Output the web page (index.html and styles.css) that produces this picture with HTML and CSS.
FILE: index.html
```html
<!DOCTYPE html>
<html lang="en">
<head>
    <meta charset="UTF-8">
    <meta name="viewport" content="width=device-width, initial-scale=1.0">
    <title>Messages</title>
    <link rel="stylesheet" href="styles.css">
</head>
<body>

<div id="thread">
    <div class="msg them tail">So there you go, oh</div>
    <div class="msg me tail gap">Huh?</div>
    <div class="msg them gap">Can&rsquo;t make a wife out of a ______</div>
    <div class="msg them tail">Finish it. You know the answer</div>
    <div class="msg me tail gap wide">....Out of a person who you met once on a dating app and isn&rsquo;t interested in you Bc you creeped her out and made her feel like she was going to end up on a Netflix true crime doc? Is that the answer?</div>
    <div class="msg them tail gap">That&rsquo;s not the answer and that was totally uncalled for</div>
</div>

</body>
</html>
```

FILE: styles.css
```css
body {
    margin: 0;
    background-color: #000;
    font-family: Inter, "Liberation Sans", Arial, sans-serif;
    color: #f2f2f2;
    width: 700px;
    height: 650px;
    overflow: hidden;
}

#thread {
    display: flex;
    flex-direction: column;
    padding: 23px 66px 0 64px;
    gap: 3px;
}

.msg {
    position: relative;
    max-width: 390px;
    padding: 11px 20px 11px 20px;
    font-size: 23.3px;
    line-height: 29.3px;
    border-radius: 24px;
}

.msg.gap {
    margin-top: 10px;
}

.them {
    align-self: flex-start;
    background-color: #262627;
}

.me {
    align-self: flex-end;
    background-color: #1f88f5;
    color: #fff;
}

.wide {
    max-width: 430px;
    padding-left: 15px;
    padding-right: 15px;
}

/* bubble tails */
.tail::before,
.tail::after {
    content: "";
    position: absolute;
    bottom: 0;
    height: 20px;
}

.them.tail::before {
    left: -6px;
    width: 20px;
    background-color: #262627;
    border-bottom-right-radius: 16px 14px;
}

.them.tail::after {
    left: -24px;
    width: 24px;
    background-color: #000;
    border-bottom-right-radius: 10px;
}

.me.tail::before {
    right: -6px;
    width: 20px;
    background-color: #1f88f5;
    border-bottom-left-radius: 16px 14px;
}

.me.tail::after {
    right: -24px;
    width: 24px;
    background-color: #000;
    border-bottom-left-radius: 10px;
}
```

==================================================

Return the whole listing exactly.

Output the web page (index.html and styles.css) that produces this picture with HTML and CSS.
FILE: index.html
```html
<!DOCTYPE html>
<html lang="en">
<head>
    <meta charset="UTF-8">
    <meta name="viewport" content="width=device-width, initial-scale=1.0">
    <title>Messages</title>
    <link rel="stylesheet" href="styles.css">
</head>
<body>

<div id="thread">
    <div class="msg them tail">So there you go, oh</div>
    <div class="msg me tail gap">Huh?</div>
    <div class="msg them gap">Can&rsquo;t make a wife out of a ______</div>
    <div class="msg them tail">Finish it. You know the answer</div>
    <div class="msg me tail gap wide">....Out of a person who you met once on a dating app and isn&rsquo;t interested in you Bc you creeped her out and made her feel like she was going to end up on a Netflix true crime doc? Is that the answer?</div>
    <div class="msg them tail gap">That&rsquo;s not the answer and that was totally uncalled for</div>
</div>

</body>
</html>
```

FILE: styles.css
```css
body {
    margin: 0;
    background-color: #000;
    font-family: Inter, "Liberation Sans", Arial, sans-serif;
    color: #f2f2f2;
    width: 700px;
    height: 650px;
    overflow: hidden;
}

#thread {
    display: flex;
    flex-direction: column;
    padding: 23px 66px 0 64px;
    gap: 3px;
}

.msg {
    position: relative;
    max-width: 390px;
    padding: 11px 20px 11px 20px;
    font-size: 23.3px;
    line-height: 29.3px;
    border-radius: 24px;
}

.msg.gap {
    margin-top: 10px;
}

.them {
    align-self: flex-start;
    background-color: #262627;
}

.me {
    align-self: flex-end;
    background-color: #1f88f5;
    color: #fff;
}

.wide {
    max-width: 430px;
    padding-left: 15px;
    padding-right: 15px;
}

/* bubble tails */
.tail::before,
.tail::after {
    content: "";
    position: absolute;
    bottom: 0;
    height: 20px;
}

.them.tail::before {
    left: -6px;
    width: 20px;
    background-color: #262627;
    border-bottom-right-radius: 16px 14px;
}

.them.tail::after {
    left: -24px;
    width: 24px;
    background-color: #000;
    border-bottom-right-radius: 10px;
}

.me.tail::before {
    right: -6px;
    width: 20px;
    background-color: #1f88f5;
    border-bottom-left-radius: 16px 14px;
}

.me.tail::after {
    right: -24px;
    width: 24px;
    background-color: #000;
    border-bottom-left-radius: 10px;
}
```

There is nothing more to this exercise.